* _DIRECTIVE_
Restate the listing that follows word for word, without its pictures.

* _AVAILABLE DATA_
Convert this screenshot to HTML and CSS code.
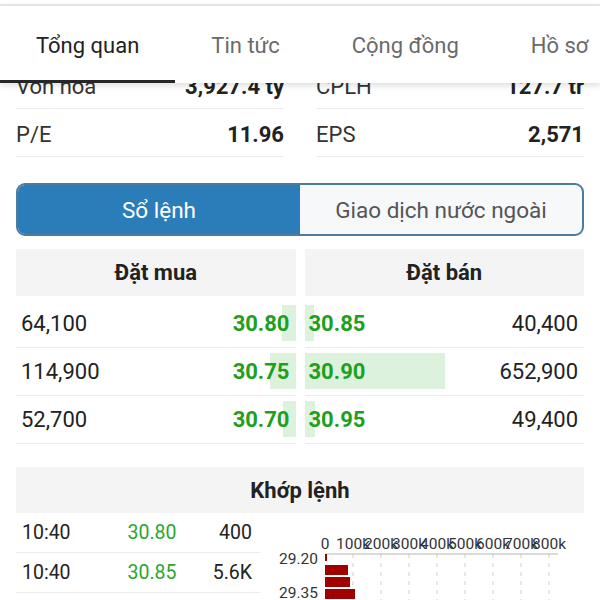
FILE: index.html
```html
<!DOCTYPE html>
<html lang="vi">
<head>
    <meta charset="UTF-8">
    <title>Tổng quan</title>
    <link rel="stylesheet" href="styles.css">
</head>
<body>
    <header class="tabbar">
        <nav class="tabs">
            <a class="tab active">Tổng quan</a>
            <a class="tab">Tin tức</a>
            <a class="tab">Cộng đồng</a>
            <a class="tab">Hồ sơ</a>
        </nav>
    </header>

    <main class="page">
        <section class="stats">
            <div class="stat"><span>Vốn hóa</span><b>3,927.4 tỷ</b></div>
            <div class="stat"><span>CPLH</span><b>127.7 tr</b></div>
            <div class="stat"><span>P/E</span><b>11.96</b></div>
            <div class="stat"><span>EPS</span><b>2,571</b></div>
        </section>

        <div class="segmented">
            <div class="seg seg-active">Sổ lệnh</div>
            <div class="seg">Giao dịch nước ngoài</div>
        </div>

        <section class="book">
            <div class="book-side buy">
                <div class="book-head">Đặt mua</div>
                <div class="book-row"><span class="vol-bar" style="width: 14px"></span><span>64,100</span><b>30.80</b></div>
                <div class="book-row"><span class="vol-bar" style="width: 26px"></span><span>114,900</span><b>30.75</b></div>
                <div class="book-row"><span class="vol-bar" style="width: 13px"></span><span>52,700</span><b>30.70</b></div>
            </div>
            <div class="book-side sell">
                <div class="book-head">Đặt bán</div>
                <div class="book-row"><span class="vol-bar" style="width: 9px"></span><b>30.85</b><span>40,400</span></div>
                <div class="book-row"><span class="vol-bar" style="width: 140px"></span><b>30.90</b><span>652,900</span></div>
                <div class="book-row"><span class="vol-bar" style="width: 10px"></span><b>30.95</b><span>49,400</span></div>
            </div>
        </section>

        <section class="match">
            <div class="match-head">Khớp lệnh</div>
            <div class="match-body">
                <div class="ticks">
                    <div class="tick"><span>10:40</span><span class="tick-price">30.80</span><span class="tick-vol">400</span></div>
                    <div class="tick"><span>10:40</span><span class="tick-price">30.85</span><span class="tick-vol">5.6K</span></div>
                </div>
                <svg class="chart" width="324" height="88" viewBox="0 0 324 88">
                    <g stroke="#cfcfcf" stroke-dasharray="4 5">
                        <line x1="93" y1="41" x2="93" y2="88"/>
                        <line x1="121" y1="41" x2="121" y2="88"/>
                        <line x1="149" y1="41" x2="149" y2="88"/>
                        <line x1="177" y1="41" x2="177" y2="88"/>
                        <line x1="205" y1="41" x2="205" y2="88"/>
                        <line x1="233" y1="41" x2="233" y2="88"/>
                        <line x1="261" y1="41" x2="261" y2="88"/>
                        <line x1="289" y1="41" x2="289" y2="88"/>
                    </g>
                    <line x1="65" y1="41" x2="298" y2="41" stroke="#b5b5b5"/>
                    <g class="axis" text-anchor="middle">
                        <text x="65" y="36">0</text>
                        <text x="93" y="36">100k</text>
                        <text x="121" y="36">200k</text>
                        <text x="149" y="36">300k</text>
                        <text x="177" y="36">400k</text>
                        <text x="205" y="36">500k</text>
                        <text x="233" y="36">600k</text>
                        <text x="261" y="36">700k</text>
                        <text x="289" y="36">800k</text>
                    </g>
                    <g class="axis" text-anchor="end">
                        <text x="58" y="51">29.20</text>
                        <text x="58" y="85">29.35</text>
                    </g>
                    <g fill="#a00000">
                        <rect x="65" y="41" width="2" height="7"/>
                        <rect x="65" y="52" width="23" height="10"/>
                        <rect x="65" y="64" width="25" height="10"/>
                        <rect x="65" y="76" width="30" height="10"/>
                        <rect x="65" y="87" width="48" height="10"/>
                    </g>
                </svg>
            </div>
        </section>
    </main>
</body>
</html>
```

FILE: styles.css
```css
body {
    margin: 0;
    padding: 0;
    background: #fff;
    font-family: Roboto, "Liberation Sans", sans-serif;
    color: #222;
    height: 600px;
    overflow: hidden;
}

.tabbar {
    position: fixed;
    top: 0;
    left: 0;
    right: 0;
    z-index: 5;
    padding-top: 4px;
    background: #fff;
}
.tabs {
    display: flex;
    height: 77px;
    border-top: 2px solid #e4e4e4;
    background: #fff;
    box-shadow: 0 3px 6px rgba(0, 0, 0, 0.12);
    white-space: nowrap;
    overflow: hidden;
}
.tab {
    display: flex;
    align-items: center;
    box-sizing: border-box;
    height: 100%;
    padding: 4px 36px 0;
    border-bottom: 3px solid transparent;
    font-size: 22px;
    color: #6a6a6a;
}
.tab.active {
    color: #222;
    border-bottom-color: #262626;
}

.page {
    padding: 61px 16px 0;
}

.stats {
    display: grid;
    grid-template-columns: 1fr 1fr;
    column-gap: 32px;
}
.stat {
    display: flex;
    justify-content: space-between;
    align-items: center;
    box-sizing: border-box;
    height: 48px;
    padding-top: 4px;
    border-bottom: 1px solid #ececec;
    font-size: 22px;
    color: #333;
}
.stat b {
    color: #222;
}

.segmented {
    display: grid;
    grid-template-columns: 1fr 1fr;
    height: 53px;
    box-sizing: border-box;
    margin-top: 26px;
    border: 2px solid #4f7c9e;
    border-radius: 9px;
    overflow: hidden;
    background: #f7f8fa;
}
.seg {
    display: flex;
    align-items: center;
    justify-content: center;
    font-size: 22.5px;
    color: #555;
}
.seg-active {
    background: #2b7db9;
    color: #fff;
}

.book {
    display: grid;
    grid-template-columns: 1fr 1fr;
    column-gap: 9px;
    margin-top: 13px;
}
.book-head {
    display: flex;
    align-items: center;
    justify-content: center;
    height: 47px;
    margin-bottom: 4px;
    background: #f4f4f4;
    font-size: 22px;
    font-weight: 700;
}
.book-row {
    position: relative;
    display: flex;
    justify-content: space-between;
    align-items: center;
    box-sizing: border-box;
    height: 48px;
    border-bottom: 1px solid #ececec;
    font-size: 22px;
    color: #222;
}
.book-row span,
.book-row b {
    position: relative;
}
.book-row b {
    color: #1ea01e;
}
.buy .book-row {
    padding: 0 6px 0 5px;
}
.sell .book-row {
    padding: 0 6px 0 4px;
}
.book-row .vol-bar {
    position: absolute;
    top: 5px;
    bottom: 6px;
    background: #dcf2dc;
}
.buy .vol-bar {
    right: 0;
}
.sell .vol-bar {
    left: 0;
}

.match {
    margin-top: 23px;
}
.match-head {
    display: flex;
    align-items: center;
    justify-content: center;
    height: 46px;
    background: #f4f4f4;
    font-size: 22px;
    font-weight: 700;
}
.match-body {
    display: flex;
}
.ticks {
    width: 244px;
}
.tick {
    display: grid;
    grid-template-columns: 88px 84px 1fr;
    align-items: center;
    box-sizing: border-box;
    height: 40px;
    padding: 0 8px 0 6px;
    border-bottom: 1px solid #ececec;
    font-size: 19.5px;
    color: #222;
}
.tick-price {
    text-align: center;
    color: #2ca52c;
}
.tick-vol {
    text-align: right;
}
.chart {
    display: block;
}
.axis text {
    font-family: Roboto, "Liberation Sans", sans-serif;
    font-size: 15.5px;
    fill: #333;
}
```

* _FINISHED ANSWER_
Convert this screenshot to HTML and CSS code.
FILE: index.html
```html
<!DOCTYPE html>
<html lang="vi">
<head>
    <meta charset="UTF-8">
    <title>Tổng quan</title>
    <link rel="stylesheet" href="styles.css">
</head>
<body>
    <header class="tabbar">
        <nav class="tabs">
            <a class="tab active">Tổng quan</a>
            <a class="tab">Tin tức</a>
            <a class="tab">Cộng đồng</a>
            <a class="tab">Hồ sơ</a>
        </nav>
    </header>

    <main class="page">
        <section class="stats">
            <div class="stat"><span>Vốn hóa</span><b>3,927.4 tỷ</b></div>
            <div class="stat"><span>CPLH</span><b>127.7 tr</b></div>
            <div class="stat"><span>P/E</span><b>11.96</b></div>
            <div class="stat"><span>EPS</span><b>2,571</b></div>
        </section>

        <div class="segmented">
            <div class="seg seg-active">Sổ lệnh</div>
            <div class="seg">Giao dịch nước ngoài</div>
        </div>

        <section class="book">
            <div class="book-side buy">
                <div class="book-head">Đặt mua</div>
                <div class="book-row"><span class="vol-bar" style="width: 14px"></span><span>64,100</span><b>30.80</b></div>
                <div class="book-row"><span class="vol-bar" style="width: 26px"></span><span>114,900</span><b>30.75</b></div>
                <div class="book-row"><span class="vol-bar" style="width: 13px"></span><span>52,700</span><b>30.70</b></div>
            </div>
            <div class="book-side sell">
                <div class="book-head">Đặt bán</div>
                <div class="book-row"><span class="vol-bar" style="width: 9px"></span><b>30.85</b><span>40,400</span></div>
                <div class="book-row"><span class="vol-bar" style="width: 140px"></span><b>30.90</b><span>652,900</span></div>
                <div class="book-row"><span class="vol-bar" style="width: 10px"></span><b>30.95</b><span>49,400</span></div>
            </div>
        </section>

        <section class="match">
            <div class="match-head">Khớp lệnh</div>
            <div class="match-body">
                <div class="ticks">
                    <div class="tick"><span>10:40</span><span class="tick-price">30.80</span><span class="tick-vol">400</span></div>
                    <div class="tick"><span>10:40</span><span class="tick-price">30.85</span><span class="tick-vol">5.6K</span></div>
                </div>
                <svg class="chart" width="324" height="88" viewBox="0 0 324 88">
                    <g stroke="#cfcfcf" stroke-dasharray="4 5">
                        <line x1="93" y1="41" x2="93" y2="88"/>
                        <line x1="121" y1="41" x2="121" y2="88"/>
                        <line x1="149" y1="41" x2="149" y2="88"/>
                        <line x1="177" y1="41" x2="177" y2="88"/>
                        <line x1="205" y1="41" x2="205" y2="88"/>
                        <line x1="233" y1="41" x2="233" y2="88"/>
                        <line x1="261" y1="41" x2="261" y2="88"/>
                        <line x1="289" y1="41" x2="289" y2="88"/>
                    </g>
                    <line x1="65" y1="41" x2="298" y2="41" stroke="#b5b5b5"/>
                    <g class="axis" text-anchor="middle">
                        <text x="65" y="36">0</text>
                        <text x="93" y="36">100k</text>
                        <text x="121" y="36">200k</text>
                        <text x="149" y="36">300k</text>
                        <text x="177" y="36">400k</text>
                        <text x="205" y="36">500k</text>
                        <text x="233" y="36">600k</text>
                        <text x="261" y="36">700k</text>
                        <text x="289" y="36">800k</text>
                    </g>
                    <g class="axis" text-anchor="end">
                        <text x="58" y="51">29.20</text>
                        <text x="58" y="85">29.35</text>
                    </g>
                    <g fill="#a00000">
                        <rect x="65" y="41" width="2" height="7"/>
                        <rect x="65" y="52" width="23" height="10"/>
                        <rect x="65" y="64" width="25" height="10"/>
                        <rect x="65" y="76" width="30" height="10"/>
                        <rect x="65" y="87" width="48" height="10"/>
                    </g>
                </svg>
            </div>
        </section>
    </main>
</body>
</html>
```

FILE: styles.css
```css
body {
    margin: 0;
    padding: 0;
    background: #fff;
    font-family: Roboto, "Liberation Sans", sans-serif;
    color: #222;
    height: 600px;
    overflow: hidden;
}

.tabbar {
    position: fixed;
    top: 0;
    left: 0;
    right: 0;
    z-index: 5;
    padding-top: 4px;
    background: #fff;
}
.tabs {
    display: flex;
    height: 77px;
    border-top: 2px solid #e4e4e4;
    background: #fff;
    box-shadow: 0 3px 6px rgba(0, 0, 0, 0.12);
    white-space: nowrap;
    overflow: hidden;
}
.tab {
    display: flex;
    align-items: center;
    box-sizing: border-box;
    height: 100%;
    padding: 4px 36px 0;
    border-bottom: 3px solid transparent;
    font-size: 22px;
    color: #6a6a6a;
}
.tab.active {
    color: #222;
    border-bottom-color: #262626;
}

.page {
    padding: 61px 16px 0;
}

.stats {
    display: grid;
    grid-template-columns: 1fr 1fr;
    column-gap: 32px;
}
.stat {
    display: flex;
    justify-content: space-between;
    align-items: center;
    box-sizing: border-box;
    height: 48px;
    padding-top: 4px;
    border-bottom: 1px solid #ececec;
    font-size: 22px;
    color: #333;
}
.stat b {
    color: #222;
}

.segmented {
    display: grid;
    grid-template-columns: 1fr 1fr;
    height: 53px;
    box-sizing: border-box;
    margin-top: 26px;
    border: 2px solid #4f7c9e;
    border-radius: 9px;
    overflow: hidden;
    background: #f7f8fa;
}
.seg {
    display: flex;
    align-items: center;
    justify-content: center;
    font-size: 22.5px;
    color: #555;
}
.seg-active {
    background: #2b7db9;
    color: #fff;
}

.book {
    display: grid;
    grid-template-columns: 1fr 1fr;
    column-gap: 9px;
    margin-top: 13px;
}
.book-head {
    display: flex;
    align-items: center;
    justify-content: center;
    height: 47px;
    margin-bottom: 4px;
    background: #f4f4f4;
    font-size: 22px;
    font-weight: 700;
}
.book-row {
    position: relative;
    display: flex;
    justify-content: space-between;
    align-items: center;
    box-sizing: border-box;
    height: 48px;
    border-bottom: 1px solid #ececec;
    font-size: 22px;
    color: #222;
}
.book-row span,
.book-row b {
    position: relative;
}
.book-row b {
    color: #1ea01e;
}
.buy .book-row {
    padding: 0 6px 0 5px;
}
.sell .book-row {
    padding: 0 6px 0 4px;
}
.book-row .vol-bar {
    position: absolute;
    top: 5px;
    bottom: 6px;
    background: #dcf2dc;
}
.buy .vol-bar {
    right: 0;
}
.sell .vol-bar {
    left: 0;
}

.match {
    margin-top: 23px;
}
.match-head {
    display: flex;
    align-items: center;
    justify-content: center;
    height: 46px;
    background: #f4f4f4;
    font-size: 22px;
    font-weight: 700;
}
.match-body {
    display: flex;
}
.ticks {
    width: 244px;
}
.tick {
    display: grid;
    grid-template-columns: 88px 84px 1fr;
    align-items: center;
    box-sizing: border-box;
    height: 40px;
    padding: 0 8px 0 6px;
    border-bottom: 1px solid #ececec;
    font-size: 19.5px;
    color: #222;
}
.tick-price {
    text-align: center;
    color: #2ca52c;
}
.tick-vol {
    text-align: right;
}
.chart {
    display: block;
}
.axis text {
    font-family: Roboto, "Liberation Sans", sans-serif;
    font-size: 15.5px;
    fill: #333;
}
```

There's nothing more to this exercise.